-- COLLECTED MATERIAL --

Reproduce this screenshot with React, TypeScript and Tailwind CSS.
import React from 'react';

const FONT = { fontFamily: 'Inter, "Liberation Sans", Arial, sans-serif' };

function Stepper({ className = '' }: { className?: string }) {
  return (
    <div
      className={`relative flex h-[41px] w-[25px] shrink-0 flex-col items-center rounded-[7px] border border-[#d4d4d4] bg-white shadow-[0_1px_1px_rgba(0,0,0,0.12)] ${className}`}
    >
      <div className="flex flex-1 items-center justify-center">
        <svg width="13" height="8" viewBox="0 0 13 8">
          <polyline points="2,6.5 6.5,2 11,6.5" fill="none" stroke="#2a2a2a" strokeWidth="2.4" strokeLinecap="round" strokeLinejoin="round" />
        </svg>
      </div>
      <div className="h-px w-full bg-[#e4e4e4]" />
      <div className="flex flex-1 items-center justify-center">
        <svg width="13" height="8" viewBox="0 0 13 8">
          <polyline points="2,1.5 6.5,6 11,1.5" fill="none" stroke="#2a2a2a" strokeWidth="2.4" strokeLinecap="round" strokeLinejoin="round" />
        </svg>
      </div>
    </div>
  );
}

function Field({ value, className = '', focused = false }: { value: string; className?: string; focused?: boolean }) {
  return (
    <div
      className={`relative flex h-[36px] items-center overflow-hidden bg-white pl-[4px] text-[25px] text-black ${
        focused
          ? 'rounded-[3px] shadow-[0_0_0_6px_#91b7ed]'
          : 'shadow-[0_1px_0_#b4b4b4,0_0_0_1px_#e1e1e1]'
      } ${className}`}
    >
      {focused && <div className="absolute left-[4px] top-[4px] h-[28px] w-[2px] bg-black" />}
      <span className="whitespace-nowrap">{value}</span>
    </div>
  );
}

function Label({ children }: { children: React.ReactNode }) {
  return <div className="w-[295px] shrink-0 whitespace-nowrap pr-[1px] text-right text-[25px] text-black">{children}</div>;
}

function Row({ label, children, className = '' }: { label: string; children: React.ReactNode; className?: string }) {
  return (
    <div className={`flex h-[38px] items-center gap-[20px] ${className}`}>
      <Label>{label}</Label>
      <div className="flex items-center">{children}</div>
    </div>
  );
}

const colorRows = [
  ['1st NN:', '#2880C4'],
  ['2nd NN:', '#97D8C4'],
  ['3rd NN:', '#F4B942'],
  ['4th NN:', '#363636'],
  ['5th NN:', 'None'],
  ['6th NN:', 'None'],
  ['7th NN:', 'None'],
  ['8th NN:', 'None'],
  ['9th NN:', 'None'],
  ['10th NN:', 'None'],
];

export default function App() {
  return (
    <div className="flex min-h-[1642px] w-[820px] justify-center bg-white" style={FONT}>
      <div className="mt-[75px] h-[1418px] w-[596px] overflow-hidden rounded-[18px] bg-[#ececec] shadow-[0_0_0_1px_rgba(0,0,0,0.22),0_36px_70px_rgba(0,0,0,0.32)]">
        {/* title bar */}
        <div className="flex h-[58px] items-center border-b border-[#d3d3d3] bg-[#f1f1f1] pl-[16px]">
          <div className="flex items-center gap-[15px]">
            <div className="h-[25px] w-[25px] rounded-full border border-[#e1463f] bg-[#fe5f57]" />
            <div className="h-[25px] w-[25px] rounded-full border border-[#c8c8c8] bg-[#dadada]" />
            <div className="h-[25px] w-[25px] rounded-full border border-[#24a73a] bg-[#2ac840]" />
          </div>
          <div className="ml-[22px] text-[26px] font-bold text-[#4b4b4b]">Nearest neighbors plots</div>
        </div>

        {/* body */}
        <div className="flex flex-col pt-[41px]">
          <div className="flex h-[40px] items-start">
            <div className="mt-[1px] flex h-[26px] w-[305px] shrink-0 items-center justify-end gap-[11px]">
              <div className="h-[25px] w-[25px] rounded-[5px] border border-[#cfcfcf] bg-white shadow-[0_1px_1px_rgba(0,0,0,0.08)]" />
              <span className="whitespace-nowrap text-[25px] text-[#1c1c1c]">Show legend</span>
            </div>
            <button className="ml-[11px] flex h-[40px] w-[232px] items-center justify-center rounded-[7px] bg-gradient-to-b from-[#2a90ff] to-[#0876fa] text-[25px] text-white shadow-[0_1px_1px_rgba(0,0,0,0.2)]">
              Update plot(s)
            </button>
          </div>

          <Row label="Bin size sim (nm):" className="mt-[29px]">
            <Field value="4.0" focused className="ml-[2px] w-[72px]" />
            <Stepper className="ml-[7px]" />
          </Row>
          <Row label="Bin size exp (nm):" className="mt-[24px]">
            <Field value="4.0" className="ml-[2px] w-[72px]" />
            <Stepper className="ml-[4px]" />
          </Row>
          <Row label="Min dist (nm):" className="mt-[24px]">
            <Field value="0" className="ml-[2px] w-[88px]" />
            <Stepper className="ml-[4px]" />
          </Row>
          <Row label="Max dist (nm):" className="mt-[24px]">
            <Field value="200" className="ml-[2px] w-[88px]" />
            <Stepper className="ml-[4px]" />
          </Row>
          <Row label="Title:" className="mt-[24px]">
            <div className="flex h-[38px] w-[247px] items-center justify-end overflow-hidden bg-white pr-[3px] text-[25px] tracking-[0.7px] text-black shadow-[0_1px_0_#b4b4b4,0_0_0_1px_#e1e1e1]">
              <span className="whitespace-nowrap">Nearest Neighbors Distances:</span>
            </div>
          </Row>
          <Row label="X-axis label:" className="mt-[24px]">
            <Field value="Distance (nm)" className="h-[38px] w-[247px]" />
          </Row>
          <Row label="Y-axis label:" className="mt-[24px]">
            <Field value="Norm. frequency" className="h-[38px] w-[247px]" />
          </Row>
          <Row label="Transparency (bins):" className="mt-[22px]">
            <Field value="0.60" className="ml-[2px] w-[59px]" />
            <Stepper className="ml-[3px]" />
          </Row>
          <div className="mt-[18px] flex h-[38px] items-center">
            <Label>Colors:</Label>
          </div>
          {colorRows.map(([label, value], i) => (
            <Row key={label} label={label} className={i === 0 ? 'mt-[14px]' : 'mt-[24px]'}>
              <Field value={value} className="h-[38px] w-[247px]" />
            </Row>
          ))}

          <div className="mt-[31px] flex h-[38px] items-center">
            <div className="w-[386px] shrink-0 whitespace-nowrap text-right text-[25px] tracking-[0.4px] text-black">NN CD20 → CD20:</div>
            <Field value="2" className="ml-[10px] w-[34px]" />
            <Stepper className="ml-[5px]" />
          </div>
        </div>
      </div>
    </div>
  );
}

-- TASK PROMPT --
Each line above is to be repeated exactly.

-- TASK RESPONSE --
Reproduce this screenshot with React, TypeScript and Tailwind CSS.
import React from 'react';

const FONT = { fontFamily: 'Inter, "Liberation Sans", Arial, sans-serif' };

function Stepper({ className = '' }: { className?: string }) {
  return (
    <div
      className={`relative flex h-[41px] w-[25px] shrink-0 flex-col items-center rounded-[7px] border border-[#d4d4d4] bg-white shadow-[0_1px_1px_rgba(0,0,0,0.12)] ${className}`}
    >
      <div className="flex flex-1 items-center justify-center">
        <svg width="13" height="8" viewBox="0 0 13 8">
          <polyline points="2,6.5 6.5,2 11,6.5" fill="none" stroke="#2a2a2a" strokeWidth="2.4" strokeLinecap="round" strokeLinejoin="round" />
        </svg>
      </div>
      <div className="h-px w-full bg-[#e4e4e4]" />
      <div className="flex flex-1 items-center justify-center">
        <svg width="13" height="8" viewBox="0 0 13 8">
          <polyline points="2,1.5 6.5,6 11,1.5" fill="none" stroke="#2a2a2a" strokeWidth="2.4" strokeLinecap="round" strokeLinejoin="round" />
        </svg>
      </div>
    </div>
  );
}

function Field({ value, className = '', focused = false }: { value: string; className?: string; focused?: boolean }) {
  return (
    <div
      className={`relative flex h-[36px] items-center overflow-hidden bg-white pl-[4px] text-[25px] text-black ${
        focused
          ? 'rounded-[3px] shadow-[0_0_0_6px_#91b7ed]'
          : 'shadow-[0_1px_0_#b4b4b4,0_0_0_1px_#e1e1e1]'
      } ${className}`}
    >
      {focused && <div className="absolute left-[4px] top-[4px] h-[28px] w-[2px] bg-black" />}
      <span className="whitespace-nowrap">{value}</span>
    </div>
  );
}

function Label({ children }: { children: React.ReactNode }) {
  return <div className="w-[295px] shrink-0 whitespace-nowrap pr-[1px] text-right text-[25px] text-black">{children}</div>;
}

function Row({ label, children, className = '' }: { label: string; children: React.ReactNode; className?: string }) {
  return (
    <div className={`flex h-[38px] items-center gap-[20px] ${className}`}>
      <Label>{label}</Label>
      <div className="flex items-center">{children}</div>
    </div>
  );
}

const colorRows = [
  ['1st NN:', '#2880C4'],
  ['2nd NN:', '#97D8C4'],
  ['3rd NN:', '#F4B942'],
  ['4th NN:', '#363636'],
  ['5th NN:', 'None'],
  ['6th NN:', 'None'],
  ['7th NN:', 'None'],
  ['8th NN:', 'None'],
  ['9th NN:', 'None'],
  ['10th NN:', 'None'],
];

export default function App() {
  return (
    <div className="flex min-h-[1642px] w-[820px] justify-center bg-white" style={FONT}>
      <div className="mt-[75px] h-[1418px] w-[596px] overflow-hidden rounded-[18px] bg-[#ececec] shadow-[0_0_0_1px_rgba(0,0,0,0.22),0_36px_70px_rgba(0,0,0,0.32)]">
        {/* title bar */}
        <div className="flex h-[58px] items-center border-b border-[#d3d3d3] bg-[#f1f1f1] pl-[16px]">
          <div className="flex items-center gap-[15px]">
            <div className="h-[25px] w-[25px] rounded-full border border-[#e1463f] bg-[#fe5f57]" />
            <div className="h-[25px] w-[25px] rounded-full border border-[#c8c8c8] bg-[#dadada]" />
            <div className="h-[25px] w-[25px] rounded-full border border-[#24a73a] bg-[#2ac840]" />
          </div>
          <div className="ml-[22px] text-[26px] font-bold text-[#4b4b4b]">Nearest neighbors plots</div>
        </div>

        {/* body */}
        <div className="flex flex-col pt-[41px]">
          <div className="flex h-[40px] items-start">
            <div className="mt-[1px] flex h-[26px] w-[305px] shrink-0 items-center justify-end gap-[11px]">
              <div className="h-[25px] w-[25px] rounded-[5px] border border-[#cfcfcf] bg-white shadow-[0_1px_1px_rgba(0,0,0,0.08)]" />
              <span className="whitespace-nowrap text-[25px] text-[#1c1c1c]">Show legend</span>
            </div>
            <button className="ml-[11px] flex h-[40px] w-[232px] items-center justify-center rounded-[7px] bg-gradient-to-b from-[#2a90ff] to-[#0876fa] text-[25px] text-white shadow-[0_1px_1px_rgba(0,0,0,0.2)]">
              Update plot(s)
            </button>
          </div>

          <Row label="Bin size sim (nm):" className="mt-[29px]">
            <Field value="4.0" focused className="ml-[2px] w-[72px]" />
            <Stepper className="ml-[7px]" />
          </Row>
          <Row label="Bin size exp (nm):" className="mt-[24px]">
            <Field value="4.0" className="ml-[2px] w-[72px]" />
            <Stepper className="ml-[4px]" />
          </Row>
          <Row label="Min dist (nm):" className="mt-[24px]">
            <Field value="0" className="ml-[2px] w-[88px]" />
            <Stepper className="ml-[4px]" />
          </Row>
          <Row label="Max dist (nm):" className="mt-[24px]">
            <Field value="200" className="ml-[2px] w-[88px]" />
            <Stepper className="ml-[4px]" />
          </Row>
          <Row label="Title:" className="mt-[24px]">
            <div className="flex h-[38px] w-[247px] items-center justify-end overflow-hidden bg-white pr-[3px] text-[25px] tracking-[0.7px] text-black shadow-[0_1px_0_#b4b4b4,0_0_0_1px_#e1e1e1]">
              <span className="whitespace-nowrap">Nearest Neighbors Distances:</span>
            </div>
          </Row>
          <Row label="X-axis label:" className="mt-[24px]">
            <Field value="Distance (nm)" className="h-[38px] w-[247px]" />
          </Row>
          <Row label="Y-axis label:" className="mt-[24px]">
            <Field value="Norm. frequency" className="h-[38px] w-[247px]" />
          </Row>
          <Row label="Transparency (bins):" className="mt-[22px]">
            <Field value="0.60" className="ml-[2px] w-[59px]" />
            <Stepper className="ml-[3px]" />
          </Row>
          <div className="mt-[18px] flex h-[38px] items-center">
            <Label>Colors:</Label>
          </div>
          {colorRows.map(([label, value], i) => (
            <Row key={label} label={label} className={i === 0 ? 'mt-[14px]' : 'mt-[24px]'}>
              <Field value={value} className="h-[38px] w-[247px]" />
            </Row>
          ))}

          <div className="mt-[31px] flex h-[38px] items-center">
            <div className="w-[386px] shrink-0 whitespace-nowrap text-right text-[25px] tracking-[0.4px] text-black">NN CD20 → CD20:</div>
            <Field value="2" className="ml-[10px] w-[34px]" />
            <Stepper className="ml-[5px]" />
          </div>
        </div>
      </div>
    </div>
  );
}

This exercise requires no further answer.